Jorge Fernando guarda uma dedicatória da diva, num álbum que gravou com a fadista, "Amália Volta a Cantar Valério" (1982), na qual afirma: "Jorge Fernando gosto de si, como de um filho". Para o músico, "isto explica bem o tipo de relação que tinham".
O criador de "Valsa dos Amantes" diz que vivemos "uma assunção do fado, com jovens a gostar do fado que é uma canção nacional, dado o nosso caráter sentimental que se expressa bem no fado", o que ultrapassa um período de "um certo provincianismo de vassalagem ao que era estrangeiro", em que o fado esteve mais recatado da cena musical.
O percurso de Jorge Fernando passou também pelo Festival RTP da Canção, em 1983 com "Rosas Brancas Para o Meu Amor", em 1985 com "Umbadá" e, em 1990, com "Via Aérea".
Experiências que aponta como "importantes, na medida em que o Festival, naqueles tempos, era uma montra, uma forma de chegar muito rapidamente às pessoas, todo o país parava para ver".
As participações nos festivais "foram fundamentais" para iniciar uma carreira a solo, reconhecendo que na época lhe custou "emocionalmente deixar Amália e correr o mundo inteiro com ela".
O músico tem projetos, "ultrapassar a preguiça" e compor para Ney Matogrosso, que o desafiou a trabalhar com ele, depois de ouvir o tema "Nossa Guerra" que Fábia Rebordão gravou no seu mais recente álbum, "Pontas Soltas" (2024).

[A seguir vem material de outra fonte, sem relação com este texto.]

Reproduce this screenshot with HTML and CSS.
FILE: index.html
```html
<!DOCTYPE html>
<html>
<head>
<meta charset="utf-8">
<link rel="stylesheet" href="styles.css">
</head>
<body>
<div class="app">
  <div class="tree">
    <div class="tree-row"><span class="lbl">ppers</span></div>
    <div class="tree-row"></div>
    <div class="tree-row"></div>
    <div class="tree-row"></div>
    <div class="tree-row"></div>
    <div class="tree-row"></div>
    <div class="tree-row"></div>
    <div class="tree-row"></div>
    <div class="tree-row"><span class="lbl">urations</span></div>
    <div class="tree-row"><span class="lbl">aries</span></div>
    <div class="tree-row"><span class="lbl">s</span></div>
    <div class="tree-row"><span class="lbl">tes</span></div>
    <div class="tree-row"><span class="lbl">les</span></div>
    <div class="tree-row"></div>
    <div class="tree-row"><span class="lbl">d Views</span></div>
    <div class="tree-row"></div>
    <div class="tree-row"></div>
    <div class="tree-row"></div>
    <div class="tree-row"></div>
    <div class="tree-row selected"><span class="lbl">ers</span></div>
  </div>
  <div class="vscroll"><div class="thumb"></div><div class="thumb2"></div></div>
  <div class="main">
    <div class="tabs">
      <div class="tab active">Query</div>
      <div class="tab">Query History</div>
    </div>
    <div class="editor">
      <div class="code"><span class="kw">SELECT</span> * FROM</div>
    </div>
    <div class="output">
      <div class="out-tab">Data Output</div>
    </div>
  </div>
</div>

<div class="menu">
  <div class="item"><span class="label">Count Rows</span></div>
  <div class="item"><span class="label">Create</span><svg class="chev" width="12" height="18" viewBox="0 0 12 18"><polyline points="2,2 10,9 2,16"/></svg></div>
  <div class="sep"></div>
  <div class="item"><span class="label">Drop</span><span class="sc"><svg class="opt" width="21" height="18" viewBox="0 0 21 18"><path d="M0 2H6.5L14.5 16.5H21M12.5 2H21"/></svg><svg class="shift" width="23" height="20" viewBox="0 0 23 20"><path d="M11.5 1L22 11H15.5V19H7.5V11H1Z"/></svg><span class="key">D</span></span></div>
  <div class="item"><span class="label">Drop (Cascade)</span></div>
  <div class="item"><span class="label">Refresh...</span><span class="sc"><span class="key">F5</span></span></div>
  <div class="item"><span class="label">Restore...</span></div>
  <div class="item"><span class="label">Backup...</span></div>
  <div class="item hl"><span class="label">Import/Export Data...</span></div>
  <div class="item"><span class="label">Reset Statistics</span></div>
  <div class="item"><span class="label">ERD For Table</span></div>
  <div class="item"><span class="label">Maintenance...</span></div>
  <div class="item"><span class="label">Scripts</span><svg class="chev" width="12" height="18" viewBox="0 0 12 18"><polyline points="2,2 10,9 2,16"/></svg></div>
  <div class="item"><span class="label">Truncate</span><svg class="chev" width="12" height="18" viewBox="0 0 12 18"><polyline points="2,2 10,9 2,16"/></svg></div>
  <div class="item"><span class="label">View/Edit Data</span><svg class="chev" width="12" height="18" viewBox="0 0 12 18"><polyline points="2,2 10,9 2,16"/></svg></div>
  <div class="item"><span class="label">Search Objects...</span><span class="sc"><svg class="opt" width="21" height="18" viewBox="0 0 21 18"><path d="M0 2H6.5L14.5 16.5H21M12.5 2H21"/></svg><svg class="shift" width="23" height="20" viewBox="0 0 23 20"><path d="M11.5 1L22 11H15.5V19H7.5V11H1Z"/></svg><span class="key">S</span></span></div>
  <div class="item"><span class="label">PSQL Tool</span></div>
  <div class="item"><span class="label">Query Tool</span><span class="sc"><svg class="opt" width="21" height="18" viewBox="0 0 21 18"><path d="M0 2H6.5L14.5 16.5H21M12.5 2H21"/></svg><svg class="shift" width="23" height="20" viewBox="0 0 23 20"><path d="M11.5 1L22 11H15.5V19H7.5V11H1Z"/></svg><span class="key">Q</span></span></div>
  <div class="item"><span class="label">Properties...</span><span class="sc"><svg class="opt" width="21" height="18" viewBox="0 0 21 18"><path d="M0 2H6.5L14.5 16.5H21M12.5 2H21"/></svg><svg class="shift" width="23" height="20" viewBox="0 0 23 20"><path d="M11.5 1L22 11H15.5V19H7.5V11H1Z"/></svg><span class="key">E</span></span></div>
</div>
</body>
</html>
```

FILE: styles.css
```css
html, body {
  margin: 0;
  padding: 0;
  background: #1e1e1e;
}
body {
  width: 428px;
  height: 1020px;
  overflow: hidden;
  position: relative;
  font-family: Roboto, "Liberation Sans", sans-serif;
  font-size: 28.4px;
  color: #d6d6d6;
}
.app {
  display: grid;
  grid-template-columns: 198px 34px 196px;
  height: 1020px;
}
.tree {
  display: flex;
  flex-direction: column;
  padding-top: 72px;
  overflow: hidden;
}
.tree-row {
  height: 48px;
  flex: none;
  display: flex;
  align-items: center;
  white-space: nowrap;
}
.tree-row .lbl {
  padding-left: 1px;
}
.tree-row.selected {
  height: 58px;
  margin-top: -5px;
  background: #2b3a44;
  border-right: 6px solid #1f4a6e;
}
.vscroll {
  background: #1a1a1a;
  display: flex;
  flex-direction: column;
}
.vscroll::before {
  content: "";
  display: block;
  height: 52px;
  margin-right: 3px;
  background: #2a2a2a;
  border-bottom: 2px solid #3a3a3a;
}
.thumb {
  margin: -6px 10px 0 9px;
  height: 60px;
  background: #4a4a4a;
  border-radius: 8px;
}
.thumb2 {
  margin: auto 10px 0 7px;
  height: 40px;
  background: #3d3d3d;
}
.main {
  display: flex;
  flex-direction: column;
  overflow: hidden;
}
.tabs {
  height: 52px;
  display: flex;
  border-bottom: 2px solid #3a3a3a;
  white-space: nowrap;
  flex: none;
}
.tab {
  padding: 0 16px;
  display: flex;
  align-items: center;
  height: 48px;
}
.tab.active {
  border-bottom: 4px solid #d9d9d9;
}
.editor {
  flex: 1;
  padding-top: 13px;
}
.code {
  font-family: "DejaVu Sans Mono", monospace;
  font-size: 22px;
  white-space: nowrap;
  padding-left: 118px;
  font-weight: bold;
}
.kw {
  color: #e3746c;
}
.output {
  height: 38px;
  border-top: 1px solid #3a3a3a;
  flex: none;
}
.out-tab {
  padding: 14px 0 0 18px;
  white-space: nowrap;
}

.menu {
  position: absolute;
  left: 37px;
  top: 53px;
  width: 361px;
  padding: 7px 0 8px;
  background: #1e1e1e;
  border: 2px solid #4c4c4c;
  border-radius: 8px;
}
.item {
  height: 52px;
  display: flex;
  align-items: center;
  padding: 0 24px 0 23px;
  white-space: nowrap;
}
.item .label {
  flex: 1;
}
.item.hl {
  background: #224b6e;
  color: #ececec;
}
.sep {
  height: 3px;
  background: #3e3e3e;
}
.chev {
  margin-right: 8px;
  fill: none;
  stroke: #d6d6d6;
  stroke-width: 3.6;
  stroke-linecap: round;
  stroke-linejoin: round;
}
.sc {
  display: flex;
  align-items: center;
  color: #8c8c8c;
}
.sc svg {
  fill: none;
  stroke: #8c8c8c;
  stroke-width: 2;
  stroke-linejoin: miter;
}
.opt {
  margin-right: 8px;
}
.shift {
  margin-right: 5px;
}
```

Jorge Fernando afirmou que tem "sempre muita coisa para fazer". Há outros músicos brasileiros interessados em parcerias: Zeca Baleiro, Renato Teixeira, Zélia Duncan, de quem já produziu um trabalho. O músico tem aliás mantido uma regular colaboração com músicos do outro lado do Atlântico. Por exemplo: "Anjos Secretos", uma letra sua, foi musicada por Francis Hime.
"Tenho uma grande aproximação com alguns músicos brasileiros, simplesmente pela partilha da música, nem tanto por interesse das discográficas", realçou.
Para o músico, celebrar 50 anos de carreira musical é "amar a música como Arte, e celebrar a partilha e a amizade".